Sometimes there is serious disagreement about whether "the university" has any business getting into a topic at all--issues like divestment from South Africa a few years ago, support for the government of Israel or the rights of Palestinians today, perspectives on war in Iraq, corporate ethics, sweatshops, and boycotts. In these areas, a president must determine her course of action very carefully, realizing that a large contingent who care about the university will disagree strongly with whatever she does--including doing nothing.

Thus, only after due procedures and consultation might Duke join a fair-trade association or workers'-rights consortium, for example. In announcing and implementing such a decision I am speaking "for the university." A salient distinction can be drawn here between speaking out and making policy, between expressing an opinion and taking steps that commit the university as a whole to particular actions.

In deciding when and how to speak out, I follow a number of rules. Here are a few:

- How important is the moral principle involved? Are human rights and liberties at stake?

- How clear-cut are the moral issues? Are there strong moral arguments on both sides of a dilemma, or is the preponderance of moral argument in favor of one side?

- How close to the university is the issue at stake; how much involvement does the university have in the question?

- Have I been called upon by thoughtful and engaged members of the community to exercise judgment and take a stand on this issue, or have I rather gone out looking for dragons to slay?

- Do I have any special competence or experience that might give more credibility to the expression of opinion and make it more likely to be sound?

I do not for a moment believe that such rules yield easy answers, but they represent the kinds of filters I think presidents should employ.

It can sometimes also be relevant to assess how many people on campus would agree with a stand I might take. Yet there are situations in which I may be bound in conscience to speak out anyway.
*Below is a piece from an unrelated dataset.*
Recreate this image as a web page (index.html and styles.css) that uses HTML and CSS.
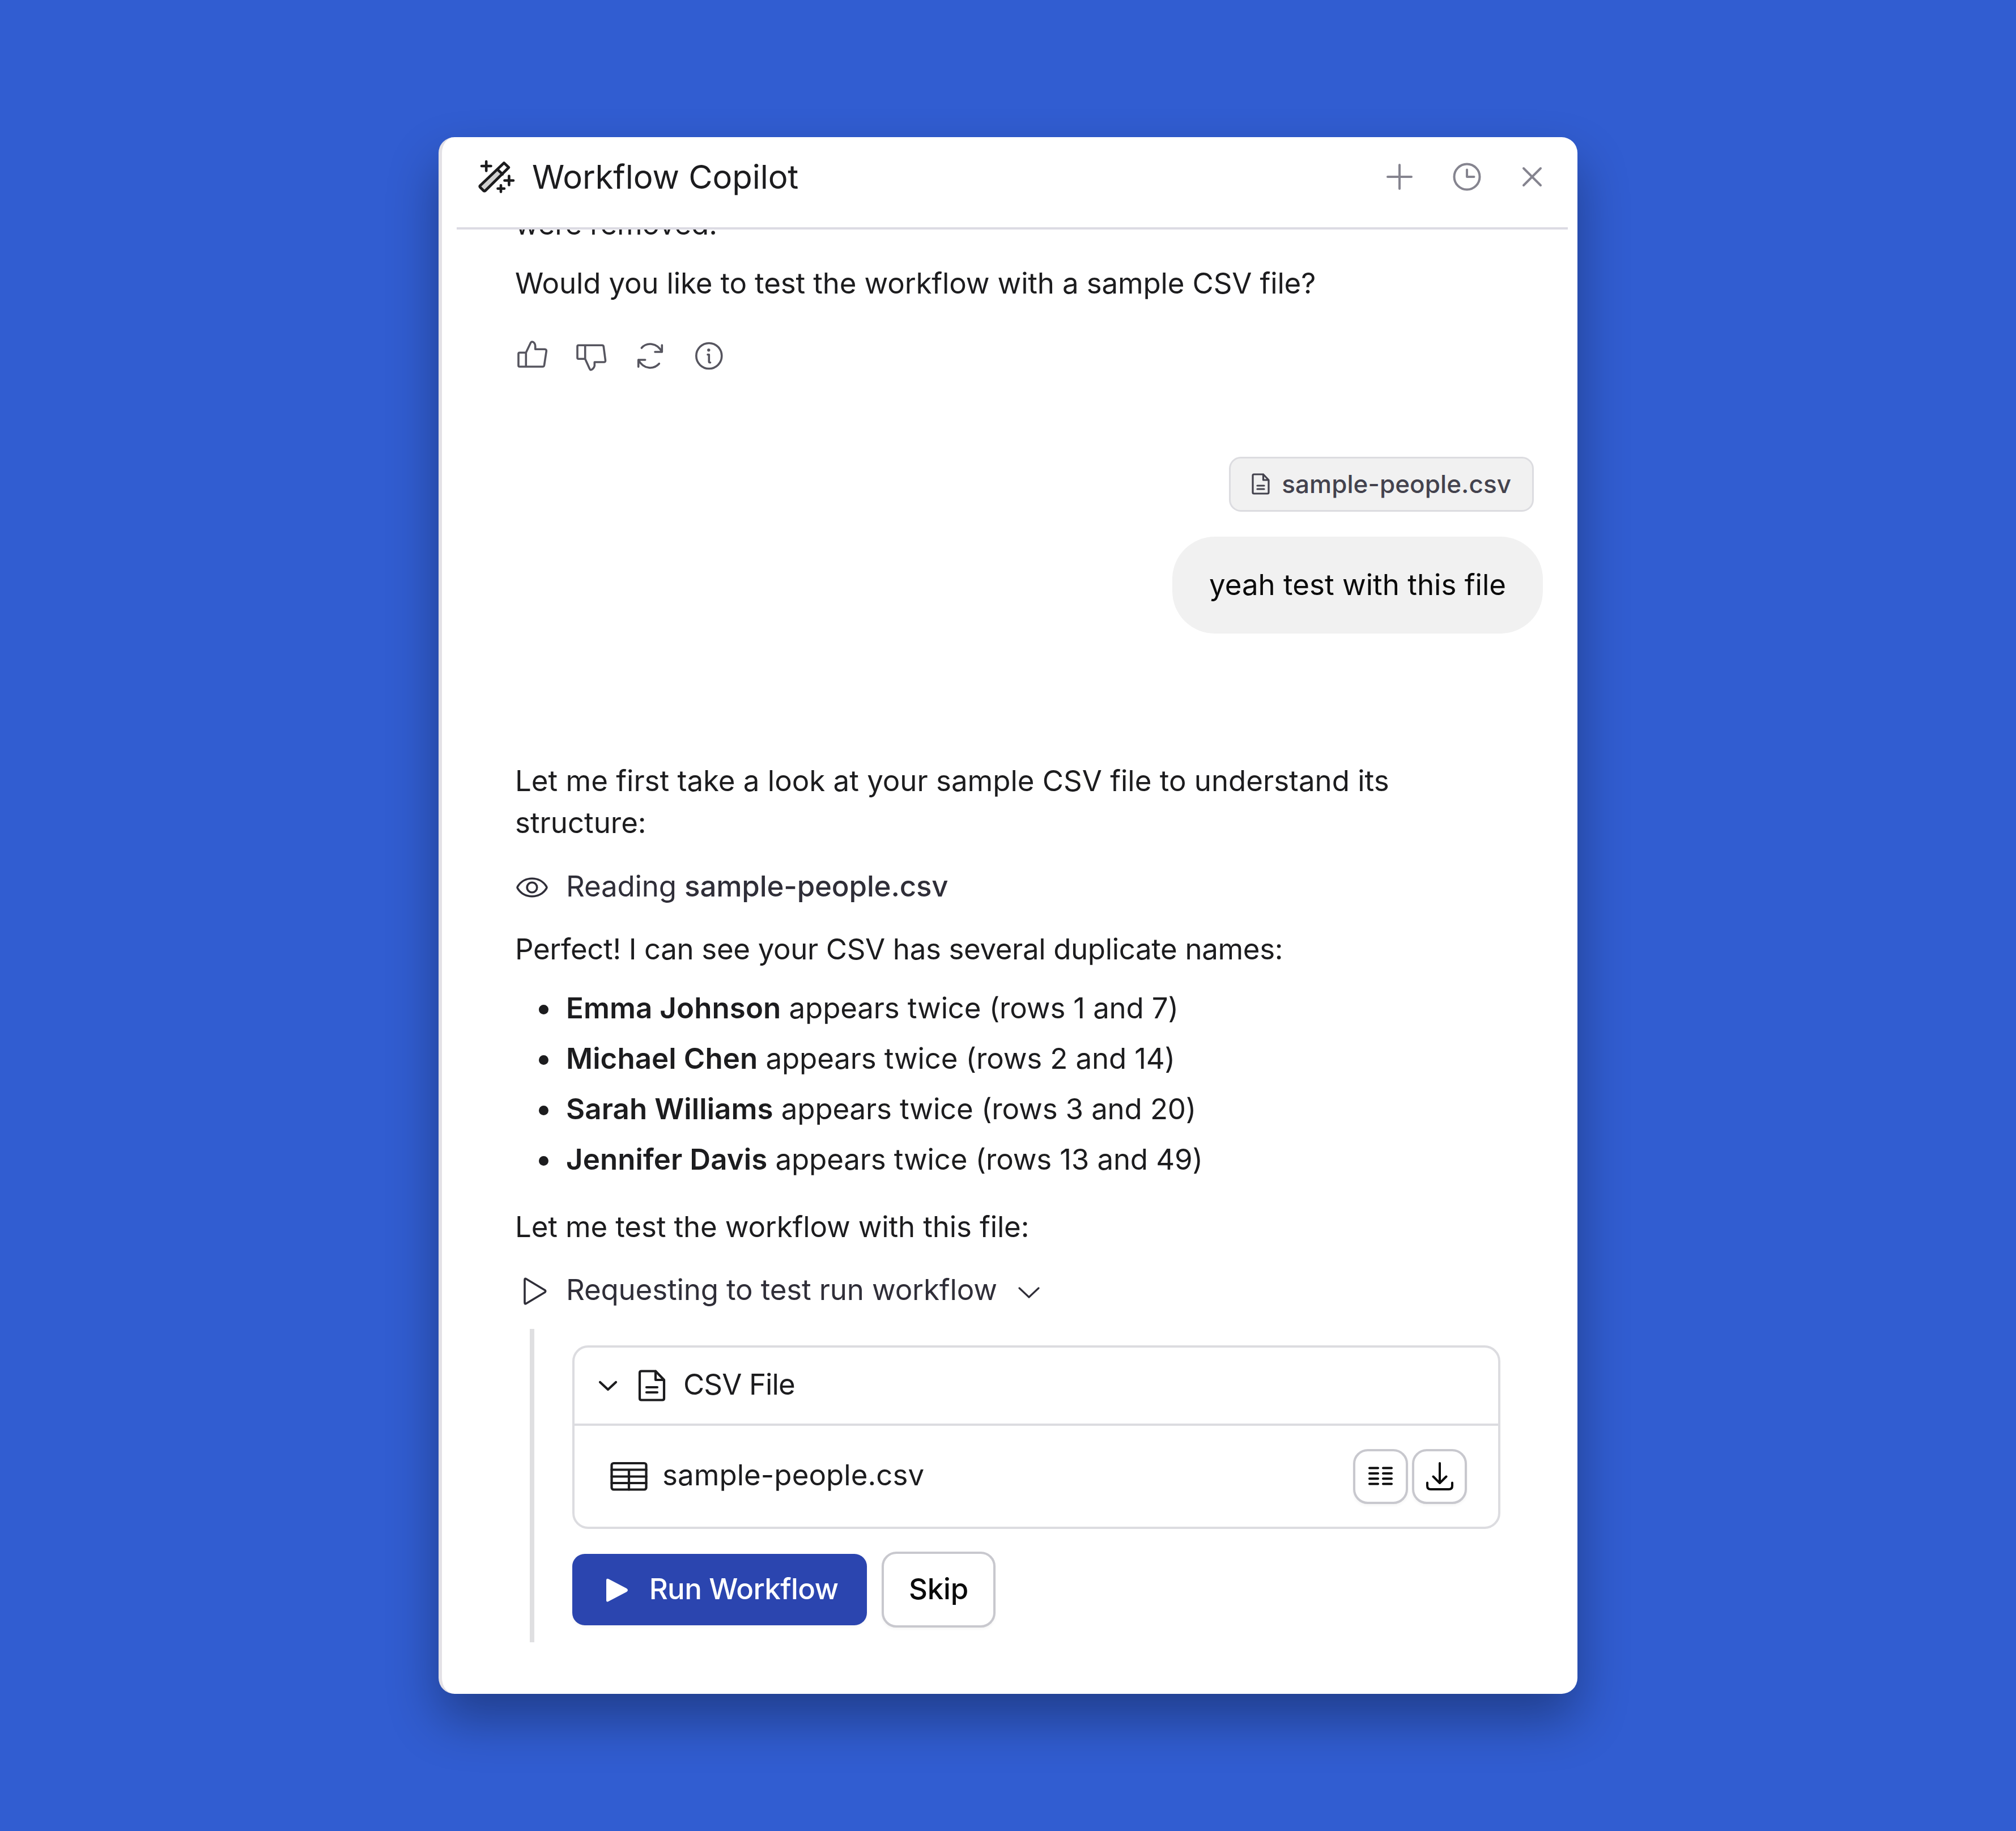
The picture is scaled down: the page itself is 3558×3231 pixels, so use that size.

Quite a few people these days complain that university presidents have become a bunch of wimps, concerned only with raising money and keeping peace--pale shadows of the giants who walked the Earth in ages past, whom an entire society revered as moral arbiters. I have no desire to be a wimp but also no illusions about becoming widely recognized as a moral arbiter, even if I wanted to. That's simply not the way things work in our society of sound bites and talk shows, a society that no longer easily accords moral leadership to anybody in any post.

My responsibility, I would argue, is neither to be silent nor to chime in on every possible occasion, but to think very carefully about how I use my public voice. Moral authority may become moribund if it is never used, but it is also squandered if it is used too casually.